Turkey doubles region’s troubles — first in Syria, and now in Libya
When a country’s diplomatic style is confrontational, what do you get? Confrontations. It has become Turkey’s signature style. But winning confrontations, or giving the appearance of doing so, can be a challenge. And Ankara may have been wrong-footed in a swiftly worsening crisis, prompted by a new stage in the Libyan civil war.
Two weeks ago, the new twist in the crisis looked like a fracas based on rival claims to potential offshore reserves of natural gas in the Mediterranean. Ankara and Tripoli signed an agreement delineating a maritime border. Until then, few realized the two countries had such a border — the Greek island of Crete was in the way. But Turkey does not regard islands as having economic exclusivity stretching up to 200 miles beyond territorial waters.
Tripoli now shares this view, even though the administration clutching to power in the Libyan capital controls much less than half of territorial Libya at present, and not even the bit of Mediterranean coastline used to justify the claim.
At the time of this cartographic surprise, some speculated that Turkey wanted to annoy Greece — yet again — in order to claim what it regards as its share of potential lucrative natural gas reserves at the eastern end of the Mediterranean Sea. Way to the south, Egypt already is an established producer. Israel’s Leviathan field, which comes on stream this month, will mean that that country now is self-sufficient and can export the surplus, initially via Egyptian gas liquefaction plants. Exploration continues off Cyprus, ethnically Greek but an independent country, even though its northern part is a self-declared Turkish entity, unrecognized except by Ankara. Drilling off Lebanon may start early 2020.
Over the weekend, detail emerged on a separate Turkish-Libyan military agreement: Ankara essentially promised to safeguard the government in Tripoli. That may be too late; the internationally recognized Government of National Accord in Libya has been forced back to a defensive line in the outer suburbs of Tripoli. And, according to The Economist, it is having to cope with a new weapon being used by forces helping Khalifa Haftar’s Libyan National Army — well-aimed sniper rifles in the hands of newly recruited Russian mercenaries. Haftar lacks access to Libya’s oil revenues but receives funding and equipment, as well as the occasional air strike, from Egypt and the United Arab Emirates.
So, after many months of stalemate, we may be watching the final round of the Libyan civil war. On the face of it, Haftar, a Gaddafi general and former CIA asset, should have taken over the government within weeks, but whether he succeeds now is a factor of how quickly the Turkish military can reach the sands of North Africa.
In 2017, when a diplomatic rift erupted between Qatar and Saudi Arabia backed by the United Arab Emirates (UAE), Bahrain and Egypt, there were fears in Doha that UAE mercenaries would attempt a land invasion and overthrow Emir Tamim bin Hamad Al-Thani. It didn’t happen, but U.S. forces were so concerned that they launched a drone to monitor the border area.
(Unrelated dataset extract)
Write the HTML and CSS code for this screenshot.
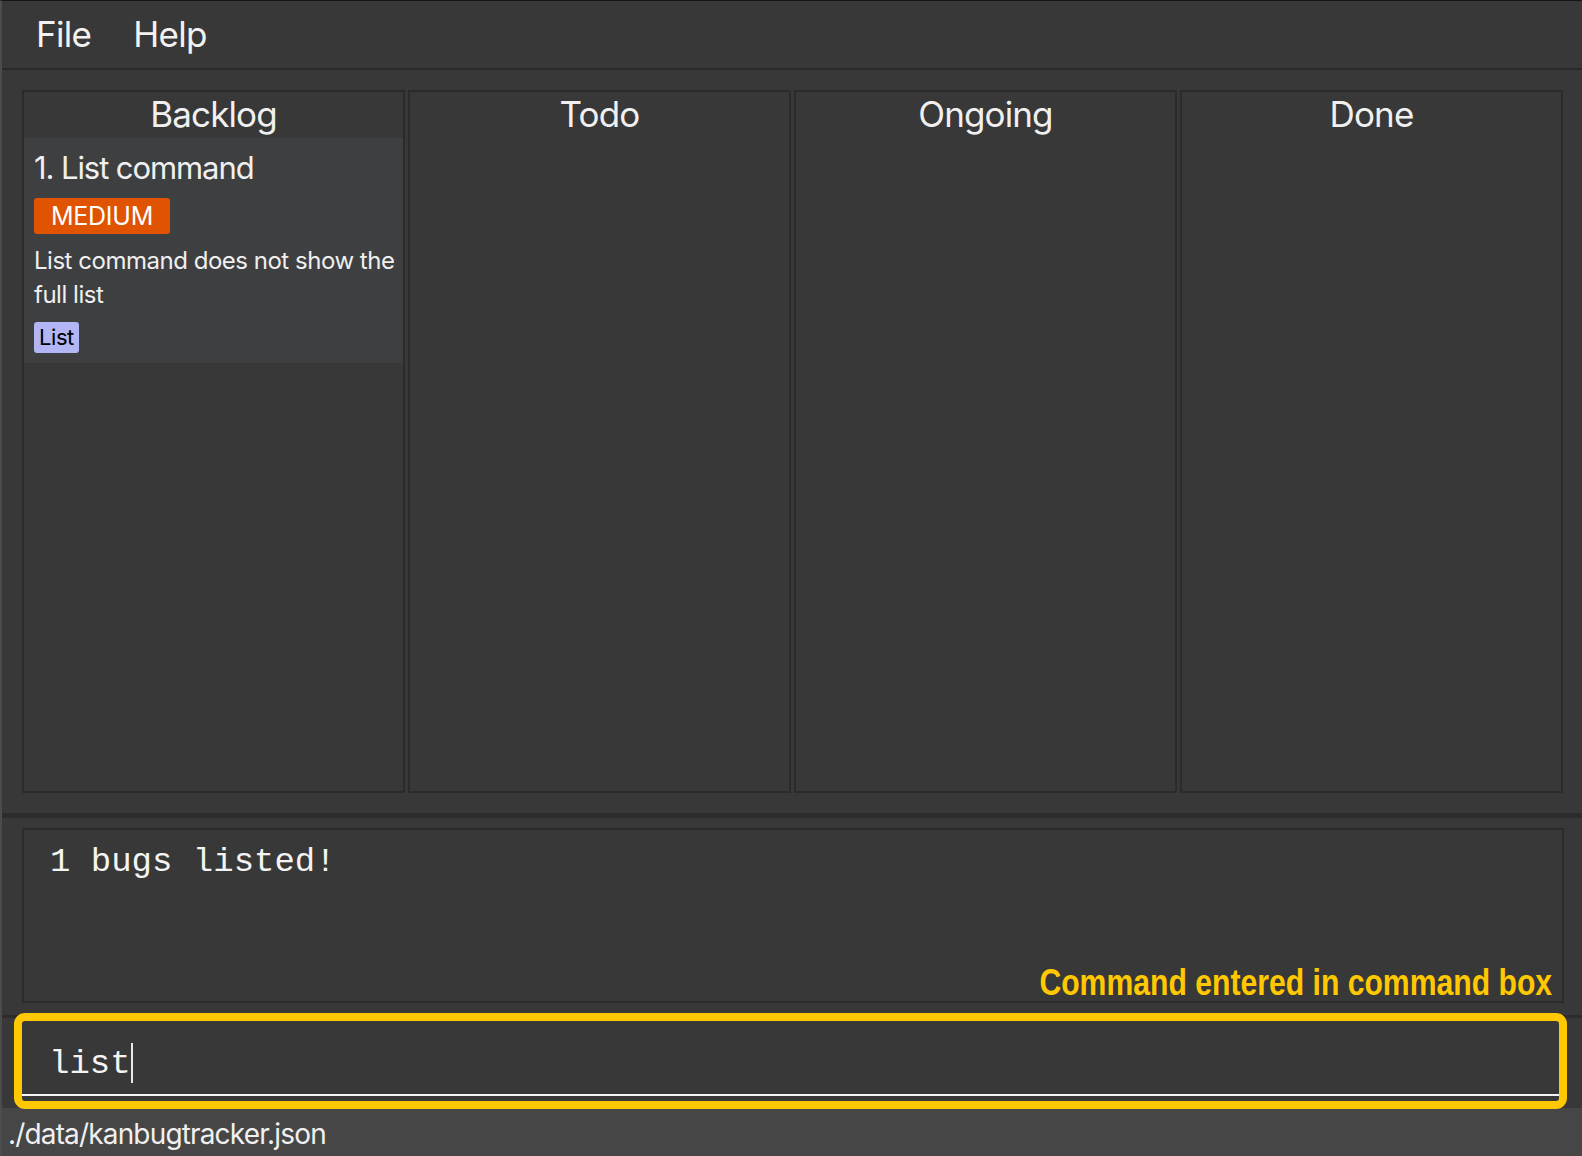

Within days, several hundred Turkish soldiers had arrived, as well as armored vehicles and tanks, and taken up blocking positions. The Qatari forces may been been overwhelmed by a mercenary force but the presence of the Turkish military changed the calculation. Since then, the Qataris have built a permanent base for the Turks and much improved their own military.
At present, Washington supports the legitimate government of Libya. The U.S. lost a drone recently, by Russian operatives allied with Haftar. But will the U.S. get more deeply involved? Perhaps that depends on whatever understandings President Trump reached with Turkey’s President Erdogan earlier this month.